## Goal
Copy out each line that has "single" in it.

## Dataset records
******

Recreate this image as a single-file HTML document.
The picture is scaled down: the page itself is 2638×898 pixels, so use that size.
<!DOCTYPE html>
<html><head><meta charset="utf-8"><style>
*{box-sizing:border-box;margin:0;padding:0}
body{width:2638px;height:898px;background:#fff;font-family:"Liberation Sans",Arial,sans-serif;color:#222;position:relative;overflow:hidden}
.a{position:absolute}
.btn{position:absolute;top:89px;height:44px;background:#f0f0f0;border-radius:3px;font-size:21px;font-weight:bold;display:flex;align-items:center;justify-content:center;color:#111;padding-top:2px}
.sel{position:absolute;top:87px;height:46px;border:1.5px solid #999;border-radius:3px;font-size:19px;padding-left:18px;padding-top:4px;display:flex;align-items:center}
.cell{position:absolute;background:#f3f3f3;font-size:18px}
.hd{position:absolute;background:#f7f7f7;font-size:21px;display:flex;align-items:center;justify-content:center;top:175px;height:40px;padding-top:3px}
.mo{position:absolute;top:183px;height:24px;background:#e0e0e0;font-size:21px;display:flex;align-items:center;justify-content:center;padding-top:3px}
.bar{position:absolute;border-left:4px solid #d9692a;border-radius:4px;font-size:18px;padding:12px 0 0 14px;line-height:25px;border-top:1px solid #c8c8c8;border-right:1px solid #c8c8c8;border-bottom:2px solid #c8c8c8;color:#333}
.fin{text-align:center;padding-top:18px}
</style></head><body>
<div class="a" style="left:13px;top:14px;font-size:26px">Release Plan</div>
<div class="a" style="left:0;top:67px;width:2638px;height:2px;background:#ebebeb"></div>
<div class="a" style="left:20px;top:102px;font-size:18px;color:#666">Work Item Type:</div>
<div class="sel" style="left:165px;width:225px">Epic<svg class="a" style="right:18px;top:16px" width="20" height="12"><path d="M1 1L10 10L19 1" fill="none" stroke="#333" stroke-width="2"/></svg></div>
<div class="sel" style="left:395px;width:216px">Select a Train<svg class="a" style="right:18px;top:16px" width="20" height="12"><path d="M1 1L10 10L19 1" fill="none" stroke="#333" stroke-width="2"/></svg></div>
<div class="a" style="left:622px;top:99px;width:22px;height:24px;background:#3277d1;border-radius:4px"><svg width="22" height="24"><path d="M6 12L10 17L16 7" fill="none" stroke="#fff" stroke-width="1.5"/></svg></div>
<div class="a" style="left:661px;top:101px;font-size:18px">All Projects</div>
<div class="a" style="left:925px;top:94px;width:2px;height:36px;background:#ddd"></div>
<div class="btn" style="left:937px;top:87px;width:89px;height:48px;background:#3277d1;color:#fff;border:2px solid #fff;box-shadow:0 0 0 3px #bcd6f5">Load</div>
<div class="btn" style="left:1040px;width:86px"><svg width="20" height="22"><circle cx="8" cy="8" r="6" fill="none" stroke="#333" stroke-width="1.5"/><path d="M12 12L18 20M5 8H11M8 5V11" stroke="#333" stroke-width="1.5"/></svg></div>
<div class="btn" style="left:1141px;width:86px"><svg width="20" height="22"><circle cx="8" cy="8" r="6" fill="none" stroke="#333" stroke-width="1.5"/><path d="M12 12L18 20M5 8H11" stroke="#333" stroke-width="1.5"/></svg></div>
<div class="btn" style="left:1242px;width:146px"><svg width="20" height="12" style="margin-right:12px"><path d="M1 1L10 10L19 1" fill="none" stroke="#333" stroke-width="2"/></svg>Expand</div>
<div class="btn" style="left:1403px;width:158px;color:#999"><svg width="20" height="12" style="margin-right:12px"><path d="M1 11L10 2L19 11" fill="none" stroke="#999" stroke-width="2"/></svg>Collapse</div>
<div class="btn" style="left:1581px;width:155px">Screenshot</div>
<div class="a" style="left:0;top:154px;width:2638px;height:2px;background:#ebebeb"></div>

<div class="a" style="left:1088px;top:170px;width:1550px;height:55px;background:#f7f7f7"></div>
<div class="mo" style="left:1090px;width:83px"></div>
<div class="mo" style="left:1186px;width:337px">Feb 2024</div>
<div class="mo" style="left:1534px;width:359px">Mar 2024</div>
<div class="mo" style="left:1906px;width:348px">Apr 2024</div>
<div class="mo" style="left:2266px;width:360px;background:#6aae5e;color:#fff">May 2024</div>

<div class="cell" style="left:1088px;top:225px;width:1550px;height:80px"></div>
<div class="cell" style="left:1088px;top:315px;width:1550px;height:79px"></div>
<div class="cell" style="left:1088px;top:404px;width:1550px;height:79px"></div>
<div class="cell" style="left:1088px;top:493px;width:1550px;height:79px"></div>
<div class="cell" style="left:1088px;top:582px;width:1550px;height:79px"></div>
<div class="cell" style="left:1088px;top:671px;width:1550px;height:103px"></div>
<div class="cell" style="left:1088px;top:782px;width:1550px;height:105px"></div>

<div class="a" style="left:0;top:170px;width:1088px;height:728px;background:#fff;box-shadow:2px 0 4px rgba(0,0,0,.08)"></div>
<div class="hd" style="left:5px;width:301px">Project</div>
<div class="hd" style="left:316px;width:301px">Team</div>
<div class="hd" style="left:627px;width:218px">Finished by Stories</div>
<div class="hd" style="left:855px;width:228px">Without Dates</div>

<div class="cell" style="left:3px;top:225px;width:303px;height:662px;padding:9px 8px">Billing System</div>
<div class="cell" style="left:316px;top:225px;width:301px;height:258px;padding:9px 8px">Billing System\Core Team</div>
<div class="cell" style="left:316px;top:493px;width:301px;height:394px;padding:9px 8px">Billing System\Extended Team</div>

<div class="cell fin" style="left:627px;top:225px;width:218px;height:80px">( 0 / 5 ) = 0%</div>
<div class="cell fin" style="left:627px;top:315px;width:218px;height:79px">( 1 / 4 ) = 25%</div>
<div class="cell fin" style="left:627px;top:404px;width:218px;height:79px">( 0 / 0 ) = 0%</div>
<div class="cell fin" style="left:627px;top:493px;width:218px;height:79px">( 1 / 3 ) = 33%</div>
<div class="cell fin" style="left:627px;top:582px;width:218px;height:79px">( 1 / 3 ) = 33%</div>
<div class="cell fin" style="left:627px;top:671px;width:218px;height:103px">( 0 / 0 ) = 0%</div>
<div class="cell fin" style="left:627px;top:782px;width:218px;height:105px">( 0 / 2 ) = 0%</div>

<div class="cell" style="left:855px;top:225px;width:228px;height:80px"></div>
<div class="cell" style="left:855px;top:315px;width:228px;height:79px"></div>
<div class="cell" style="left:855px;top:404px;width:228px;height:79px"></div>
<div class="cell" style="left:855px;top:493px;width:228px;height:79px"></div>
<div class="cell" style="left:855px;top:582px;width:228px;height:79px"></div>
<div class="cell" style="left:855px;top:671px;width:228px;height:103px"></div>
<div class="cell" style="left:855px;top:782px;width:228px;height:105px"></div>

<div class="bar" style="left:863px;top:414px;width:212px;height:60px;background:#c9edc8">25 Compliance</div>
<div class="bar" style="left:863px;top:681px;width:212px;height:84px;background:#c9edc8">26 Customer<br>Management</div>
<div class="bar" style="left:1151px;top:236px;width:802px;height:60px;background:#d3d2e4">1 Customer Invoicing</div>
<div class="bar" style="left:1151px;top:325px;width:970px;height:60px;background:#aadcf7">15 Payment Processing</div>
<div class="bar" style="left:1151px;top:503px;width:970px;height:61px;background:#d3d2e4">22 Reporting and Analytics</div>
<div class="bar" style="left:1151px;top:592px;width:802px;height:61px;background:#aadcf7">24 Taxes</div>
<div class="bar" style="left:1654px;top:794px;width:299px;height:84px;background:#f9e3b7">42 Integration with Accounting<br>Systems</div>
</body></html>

******

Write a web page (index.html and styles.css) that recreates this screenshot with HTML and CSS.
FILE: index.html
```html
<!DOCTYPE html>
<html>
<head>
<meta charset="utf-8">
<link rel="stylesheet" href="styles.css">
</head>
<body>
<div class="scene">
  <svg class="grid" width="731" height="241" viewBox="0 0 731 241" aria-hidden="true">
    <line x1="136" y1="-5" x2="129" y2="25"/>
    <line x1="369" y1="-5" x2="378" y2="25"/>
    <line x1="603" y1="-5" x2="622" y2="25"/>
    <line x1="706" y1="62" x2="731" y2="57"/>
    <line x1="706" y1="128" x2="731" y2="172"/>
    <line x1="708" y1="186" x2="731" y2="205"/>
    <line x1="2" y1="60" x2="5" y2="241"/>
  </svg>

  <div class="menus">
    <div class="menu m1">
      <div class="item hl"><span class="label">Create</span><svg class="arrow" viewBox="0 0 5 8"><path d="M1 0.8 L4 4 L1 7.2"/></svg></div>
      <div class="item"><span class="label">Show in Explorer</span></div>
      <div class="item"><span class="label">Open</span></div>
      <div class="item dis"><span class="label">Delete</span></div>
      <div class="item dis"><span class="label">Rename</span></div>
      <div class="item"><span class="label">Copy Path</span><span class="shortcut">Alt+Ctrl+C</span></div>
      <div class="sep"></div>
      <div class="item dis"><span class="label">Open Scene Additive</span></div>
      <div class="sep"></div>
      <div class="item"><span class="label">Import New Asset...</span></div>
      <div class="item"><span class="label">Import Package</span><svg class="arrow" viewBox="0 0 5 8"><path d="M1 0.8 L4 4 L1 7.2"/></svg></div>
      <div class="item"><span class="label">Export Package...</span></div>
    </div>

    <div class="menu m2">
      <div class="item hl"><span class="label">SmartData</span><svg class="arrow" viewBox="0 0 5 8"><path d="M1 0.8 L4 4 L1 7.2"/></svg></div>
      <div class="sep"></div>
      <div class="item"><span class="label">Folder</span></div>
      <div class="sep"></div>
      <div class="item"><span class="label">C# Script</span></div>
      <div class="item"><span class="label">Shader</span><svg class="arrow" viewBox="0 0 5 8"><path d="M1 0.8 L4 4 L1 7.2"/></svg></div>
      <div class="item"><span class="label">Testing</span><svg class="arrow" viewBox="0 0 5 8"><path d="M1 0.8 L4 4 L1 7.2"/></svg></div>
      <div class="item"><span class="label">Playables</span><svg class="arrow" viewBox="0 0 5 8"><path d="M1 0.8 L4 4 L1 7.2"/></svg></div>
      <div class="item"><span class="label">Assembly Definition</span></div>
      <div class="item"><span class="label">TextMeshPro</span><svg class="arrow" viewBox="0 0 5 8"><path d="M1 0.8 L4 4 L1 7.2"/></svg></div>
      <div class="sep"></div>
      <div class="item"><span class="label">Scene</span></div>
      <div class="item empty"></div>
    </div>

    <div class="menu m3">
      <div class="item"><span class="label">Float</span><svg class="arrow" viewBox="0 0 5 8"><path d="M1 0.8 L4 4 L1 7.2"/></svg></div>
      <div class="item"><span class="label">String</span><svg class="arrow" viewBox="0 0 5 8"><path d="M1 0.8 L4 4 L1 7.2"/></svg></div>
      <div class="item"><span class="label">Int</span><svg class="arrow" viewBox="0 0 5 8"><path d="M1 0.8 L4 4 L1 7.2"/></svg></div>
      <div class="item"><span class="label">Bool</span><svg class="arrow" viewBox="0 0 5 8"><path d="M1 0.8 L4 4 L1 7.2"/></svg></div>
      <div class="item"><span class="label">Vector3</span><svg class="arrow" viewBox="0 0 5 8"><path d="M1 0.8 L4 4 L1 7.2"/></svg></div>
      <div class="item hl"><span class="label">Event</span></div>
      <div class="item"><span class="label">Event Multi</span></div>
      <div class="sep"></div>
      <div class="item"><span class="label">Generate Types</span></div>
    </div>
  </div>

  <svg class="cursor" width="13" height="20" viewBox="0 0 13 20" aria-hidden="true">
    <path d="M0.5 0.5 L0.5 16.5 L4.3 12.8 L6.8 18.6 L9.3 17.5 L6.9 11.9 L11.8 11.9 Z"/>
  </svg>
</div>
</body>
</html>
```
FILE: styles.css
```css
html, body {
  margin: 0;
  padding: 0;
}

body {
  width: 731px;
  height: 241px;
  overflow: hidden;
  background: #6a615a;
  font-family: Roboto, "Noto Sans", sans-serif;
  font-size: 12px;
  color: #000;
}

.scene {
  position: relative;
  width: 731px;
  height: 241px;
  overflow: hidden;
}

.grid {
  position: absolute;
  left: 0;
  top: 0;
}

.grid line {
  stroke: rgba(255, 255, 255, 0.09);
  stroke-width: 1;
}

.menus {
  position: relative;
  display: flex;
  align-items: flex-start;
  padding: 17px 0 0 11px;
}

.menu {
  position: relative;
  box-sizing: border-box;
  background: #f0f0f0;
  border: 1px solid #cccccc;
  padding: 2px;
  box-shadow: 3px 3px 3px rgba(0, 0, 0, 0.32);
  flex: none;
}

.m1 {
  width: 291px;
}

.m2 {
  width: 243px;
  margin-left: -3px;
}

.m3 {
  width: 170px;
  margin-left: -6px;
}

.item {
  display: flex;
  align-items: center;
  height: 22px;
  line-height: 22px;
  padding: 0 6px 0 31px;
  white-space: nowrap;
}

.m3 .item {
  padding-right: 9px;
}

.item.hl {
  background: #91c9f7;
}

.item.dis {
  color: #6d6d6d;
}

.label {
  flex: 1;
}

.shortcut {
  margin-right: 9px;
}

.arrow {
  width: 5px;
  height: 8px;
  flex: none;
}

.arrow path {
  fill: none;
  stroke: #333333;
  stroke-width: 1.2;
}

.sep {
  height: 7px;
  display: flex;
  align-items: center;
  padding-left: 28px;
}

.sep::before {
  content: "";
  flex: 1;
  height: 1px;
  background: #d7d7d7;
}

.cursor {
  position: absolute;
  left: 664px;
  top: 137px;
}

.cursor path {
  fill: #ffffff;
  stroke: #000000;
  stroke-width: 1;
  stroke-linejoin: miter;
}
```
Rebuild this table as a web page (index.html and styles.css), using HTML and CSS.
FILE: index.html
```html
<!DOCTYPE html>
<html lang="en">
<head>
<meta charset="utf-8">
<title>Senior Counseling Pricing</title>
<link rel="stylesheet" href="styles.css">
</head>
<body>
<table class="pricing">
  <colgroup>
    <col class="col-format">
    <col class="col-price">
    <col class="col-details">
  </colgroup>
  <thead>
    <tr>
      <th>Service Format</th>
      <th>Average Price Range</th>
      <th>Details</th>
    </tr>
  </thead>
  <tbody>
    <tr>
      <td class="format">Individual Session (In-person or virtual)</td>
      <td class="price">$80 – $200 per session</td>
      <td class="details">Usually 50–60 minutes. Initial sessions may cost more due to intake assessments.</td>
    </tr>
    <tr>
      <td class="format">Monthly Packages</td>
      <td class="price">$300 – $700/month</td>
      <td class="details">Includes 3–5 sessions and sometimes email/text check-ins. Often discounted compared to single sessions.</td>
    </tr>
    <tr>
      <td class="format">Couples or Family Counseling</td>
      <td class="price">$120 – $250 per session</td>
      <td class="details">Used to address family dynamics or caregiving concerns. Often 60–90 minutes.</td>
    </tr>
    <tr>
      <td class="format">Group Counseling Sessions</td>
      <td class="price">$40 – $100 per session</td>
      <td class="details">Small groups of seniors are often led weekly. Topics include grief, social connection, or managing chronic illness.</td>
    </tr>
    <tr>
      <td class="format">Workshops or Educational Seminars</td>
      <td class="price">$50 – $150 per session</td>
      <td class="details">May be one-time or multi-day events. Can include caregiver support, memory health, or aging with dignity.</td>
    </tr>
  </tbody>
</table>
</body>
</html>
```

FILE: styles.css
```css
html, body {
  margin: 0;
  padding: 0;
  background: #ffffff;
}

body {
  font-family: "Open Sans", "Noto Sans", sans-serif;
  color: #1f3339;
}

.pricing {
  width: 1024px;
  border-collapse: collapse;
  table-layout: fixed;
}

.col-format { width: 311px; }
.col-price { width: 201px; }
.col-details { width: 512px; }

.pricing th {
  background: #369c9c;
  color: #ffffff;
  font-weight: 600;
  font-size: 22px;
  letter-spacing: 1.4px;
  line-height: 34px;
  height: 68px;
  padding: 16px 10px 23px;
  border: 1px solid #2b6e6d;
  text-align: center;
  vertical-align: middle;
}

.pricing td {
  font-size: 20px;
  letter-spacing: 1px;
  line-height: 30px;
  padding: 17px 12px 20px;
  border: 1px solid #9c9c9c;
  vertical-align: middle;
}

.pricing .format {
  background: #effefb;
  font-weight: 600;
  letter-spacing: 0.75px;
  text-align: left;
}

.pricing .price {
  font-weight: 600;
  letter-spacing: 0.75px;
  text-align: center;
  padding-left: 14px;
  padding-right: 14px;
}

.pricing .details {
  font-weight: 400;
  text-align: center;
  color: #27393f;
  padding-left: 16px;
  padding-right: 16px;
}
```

******

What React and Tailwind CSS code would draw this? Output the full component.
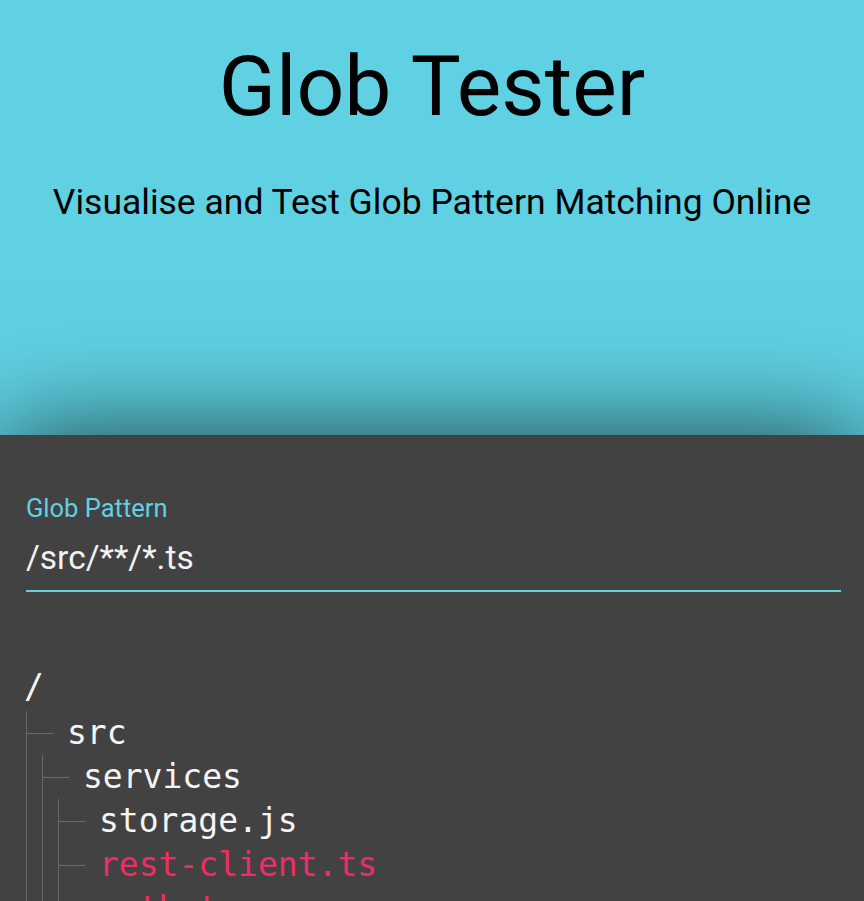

******

## Result for this task
Recreate this image as a single-file HTML document.
      <td class="details">Includes 3–5 sessions and sometimes email/text check-ins. Often discounted compared to single sessions.</td>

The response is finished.